§ Provided material
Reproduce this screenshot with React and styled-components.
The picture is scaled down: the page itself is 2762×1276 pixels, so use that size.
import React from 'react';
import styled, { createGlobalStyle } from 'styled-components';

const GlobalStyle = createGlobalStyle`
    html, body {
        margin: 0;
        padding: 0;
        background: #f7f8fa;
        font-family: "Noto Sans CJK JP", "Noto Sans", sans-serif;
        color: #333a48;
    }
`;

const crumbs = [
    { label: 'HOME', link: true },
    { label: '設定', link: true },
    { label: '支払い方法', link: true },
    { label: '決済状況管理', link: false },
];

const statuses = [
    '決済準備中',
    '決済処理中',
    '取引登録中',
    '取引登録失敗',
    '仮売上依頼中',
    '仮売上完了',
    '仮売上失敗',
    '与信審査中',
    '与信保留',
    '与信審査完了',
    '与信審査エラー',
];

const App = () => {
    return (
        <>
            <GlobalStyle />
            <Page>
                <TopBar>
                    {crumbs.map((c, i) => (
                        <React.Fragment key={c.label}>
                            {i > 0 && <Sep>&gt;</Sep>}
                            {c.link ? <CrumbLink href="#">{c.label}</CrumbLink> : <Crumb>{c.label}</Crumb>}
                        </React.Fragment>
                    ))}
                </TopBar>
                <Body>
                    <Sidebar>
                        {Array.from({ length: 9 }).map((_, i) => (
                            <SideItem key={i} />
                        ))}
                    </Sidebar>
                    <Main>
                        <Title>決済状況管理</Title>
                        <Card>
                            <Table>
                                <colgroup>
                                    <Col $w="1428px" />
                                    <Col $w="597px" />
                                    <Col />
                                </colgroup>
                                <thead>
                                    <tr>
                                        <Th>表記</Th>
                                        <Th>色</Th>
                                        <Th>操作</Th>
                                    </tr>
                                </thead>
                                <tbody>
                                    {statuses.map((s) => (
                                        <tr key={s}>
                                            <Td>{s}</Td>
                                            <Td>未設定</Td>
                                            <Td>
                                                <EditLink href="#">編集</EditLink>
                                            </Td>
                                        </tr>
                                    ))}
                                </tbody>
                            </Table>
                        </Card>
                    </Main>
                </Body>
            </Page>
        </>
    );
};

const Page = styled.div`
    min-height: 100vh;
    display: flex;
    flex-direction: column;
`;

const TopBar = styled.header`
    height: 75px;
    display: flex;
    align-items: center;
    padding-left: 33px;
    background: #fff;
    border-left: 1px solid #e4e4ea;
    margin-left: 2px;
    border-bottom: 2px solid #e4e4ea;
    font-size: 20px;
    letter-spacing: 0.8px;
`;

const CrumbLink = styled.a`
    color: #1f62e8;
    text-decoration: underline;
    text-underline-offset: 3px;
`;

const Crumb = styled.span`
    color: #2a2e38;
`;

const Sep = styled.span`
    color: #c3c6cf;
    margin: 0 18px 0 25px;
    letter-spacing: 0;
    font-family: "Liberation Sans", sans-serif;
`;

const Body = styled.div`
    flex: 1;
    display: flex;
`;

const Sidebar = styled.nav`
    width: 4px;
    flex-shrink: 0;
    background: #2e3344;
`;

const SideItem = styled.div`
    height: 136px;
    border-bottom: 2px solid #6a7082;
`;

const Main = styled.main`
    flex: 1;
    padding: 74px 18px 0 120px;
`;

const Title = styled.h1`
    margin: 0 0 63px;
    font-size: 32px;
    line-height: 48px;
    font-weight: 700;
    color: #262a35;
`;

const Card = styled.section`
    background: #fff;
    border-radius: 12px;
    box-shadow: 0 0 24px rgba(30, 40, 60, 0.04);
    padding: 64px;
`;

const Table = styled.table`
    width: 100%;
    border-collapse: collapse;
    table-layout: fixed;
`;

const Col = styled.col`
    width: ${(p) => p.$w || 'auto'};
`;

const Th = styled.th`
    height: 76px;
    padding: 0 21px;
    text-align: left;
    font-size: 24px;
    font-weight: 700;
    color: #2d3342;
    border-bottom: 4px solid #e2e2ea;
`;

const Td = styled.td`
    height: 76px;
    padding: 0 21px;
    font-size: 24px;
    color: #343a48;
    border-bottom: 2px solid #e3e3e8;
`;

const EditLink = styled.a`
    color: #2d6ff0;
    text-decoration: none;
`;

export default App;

§ What is being asked
Working from the material above, state how many lines contain "components"; give only the number.

§ Result
2